Enquanto figura emblemática da defesa dos direitos cívicos e humanos, Aung San Suu Kyi caiu em desgraça ainda enquanto dirigente do país após o seu silêncio sobre a perseguição metodicamente perpetrada pelas autoridades à minoria muçulmana rohingya, à qual foram sendo gradualmente retirados direitos cívicos e humanos.

A partir de 2017, após ataques de rebeldes rohingyas a postos fronteiriços no Estado de Rakhine, as atrocidades perpetradas pelas autoridades — que incluíram violações, assassínios, tortura e incêndio de aldeias rohingyas – levaram mais de 700.000 elementos daquela minoria a abandonar o país para fugir à perseguição do exército birmanês e de milícias budistas, refugiando-se em gigantescos campos improvisados no vizinho Bangladesh, o país mais pobre do mundo.

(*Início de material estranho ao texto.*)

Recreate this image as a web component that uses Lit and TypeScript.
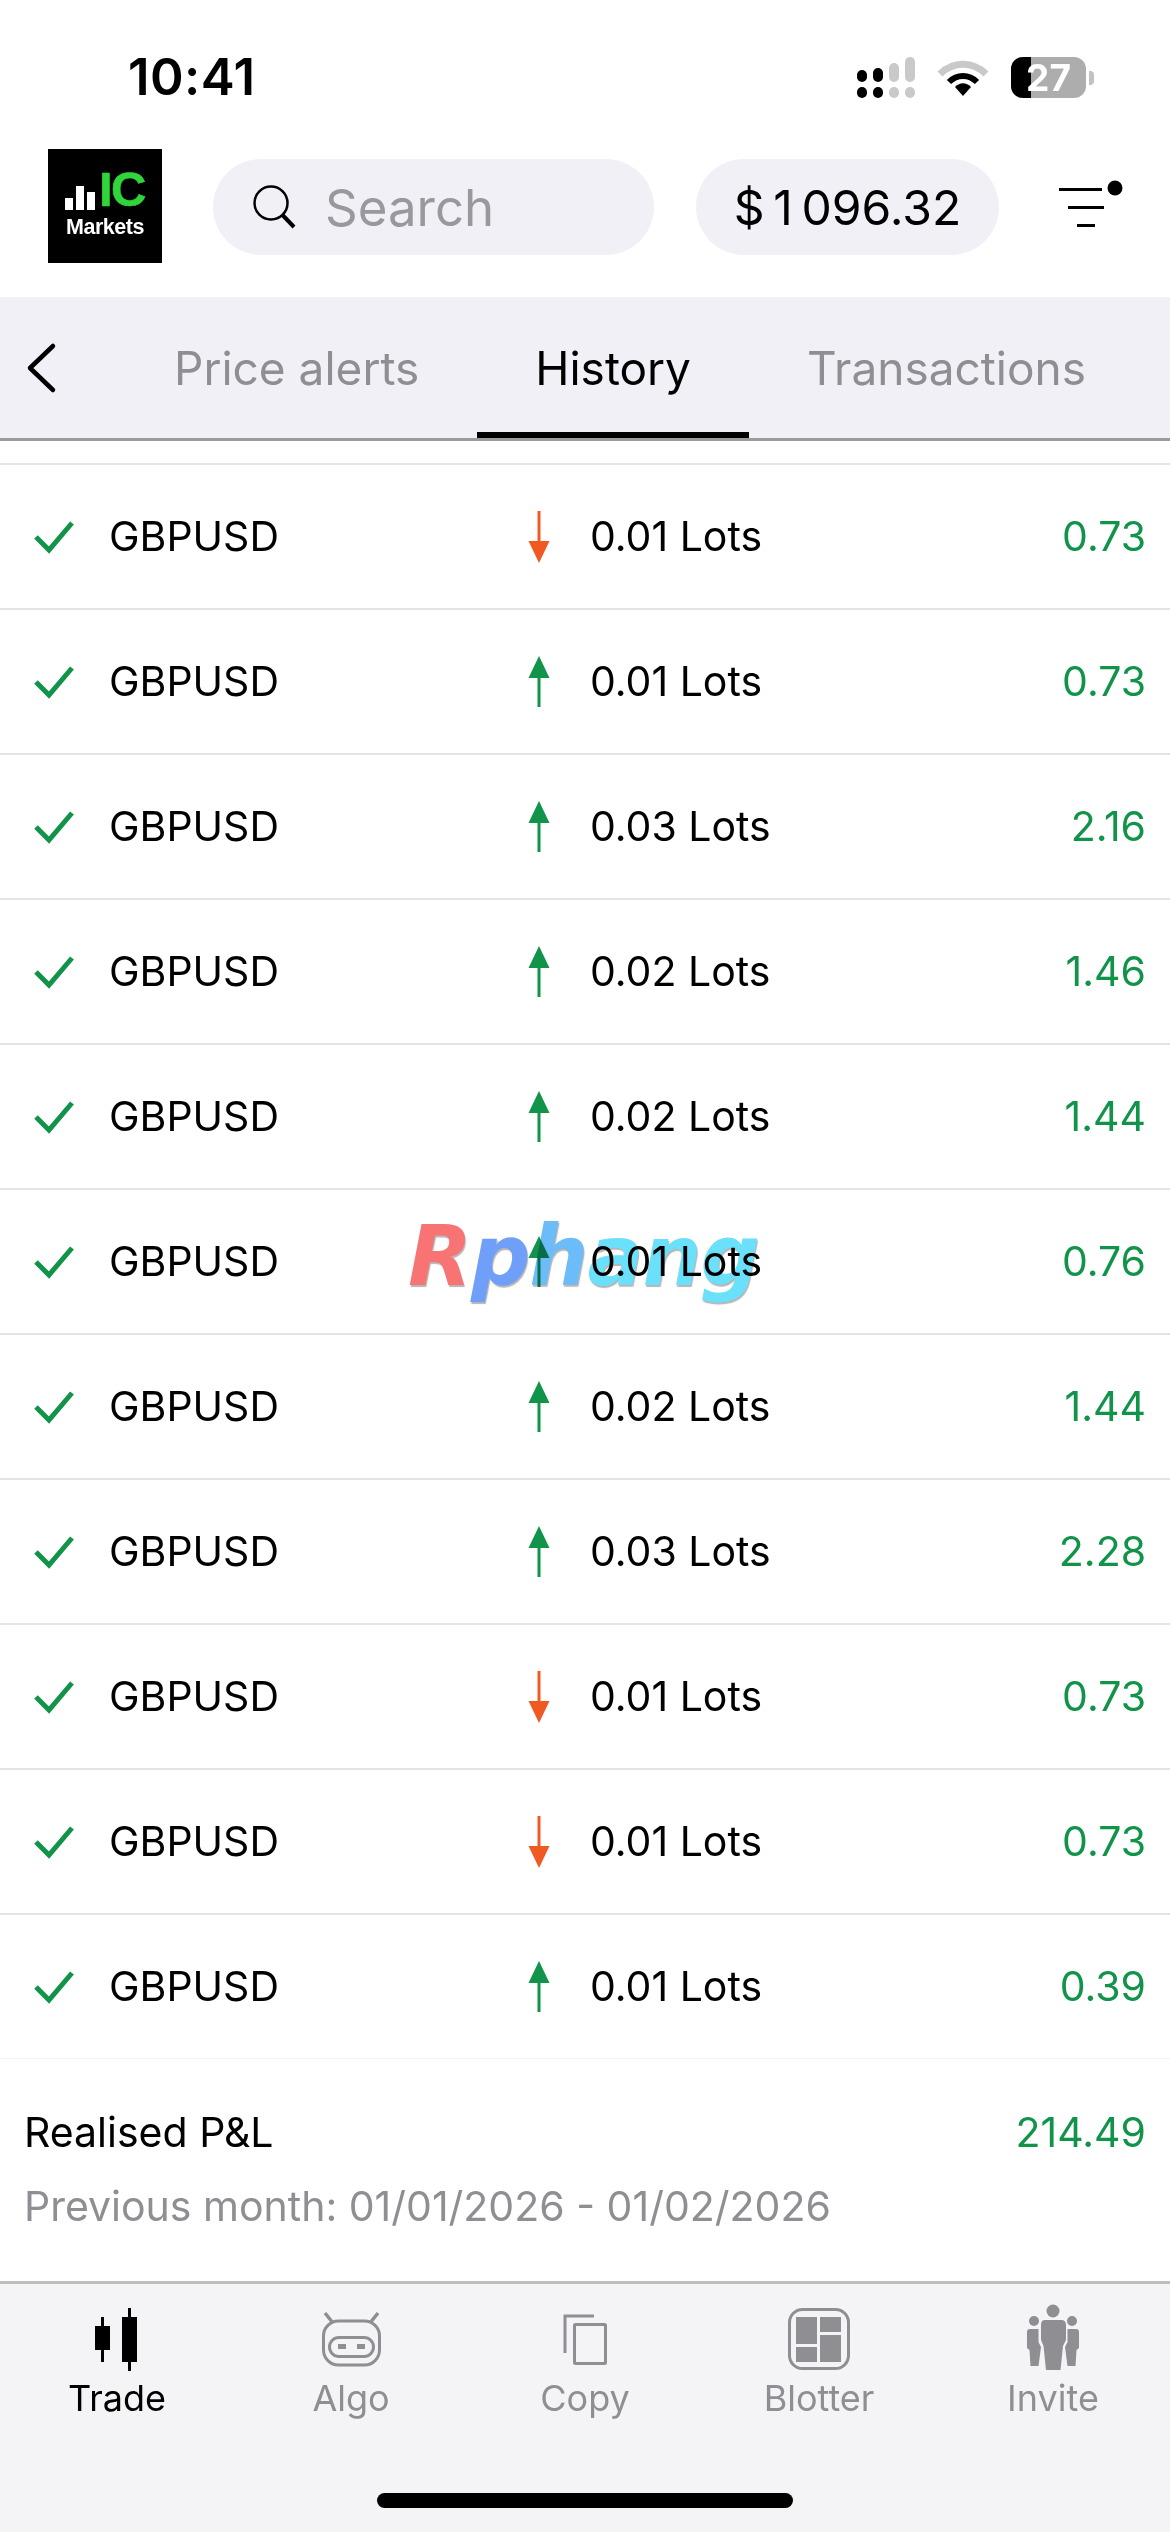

O drama rohingya levou a ONU a classificar o caso como uma limpeza étnica e a afirmar que poderia constituir um crime contra a humanidade, e o próprio Tribunal Penal Internacional (TPI), considerado uma instância judicial de último recurso, que apenas intervém quando as autoridades nacionais não têm capacidade ou vontade para julgar alegados crimes, a abrir uma investigação preliminar sobre o caso – primeira etapa de um processo que poderá levar a uma investigação formal do tribunal sediado em Haia e, eventualmente, a acusações (apesar de Myanmar não ser um Estado-membro do tribunal).

O silêncio de Suu Kyi sobre a perseguição das autoridades birmanesas aos rohingyas sob a sua liderança fez ainda com que várias entidades internacionais lhe retirassem distinções, como aconteceu com o Parlamento Europeu, que em 1990 lhe atribuíra o prémio Sakharov de Direitos Humanos e lho retirou em 2020, por considerar que ela já não representava um símbolo de liberdade e democracia.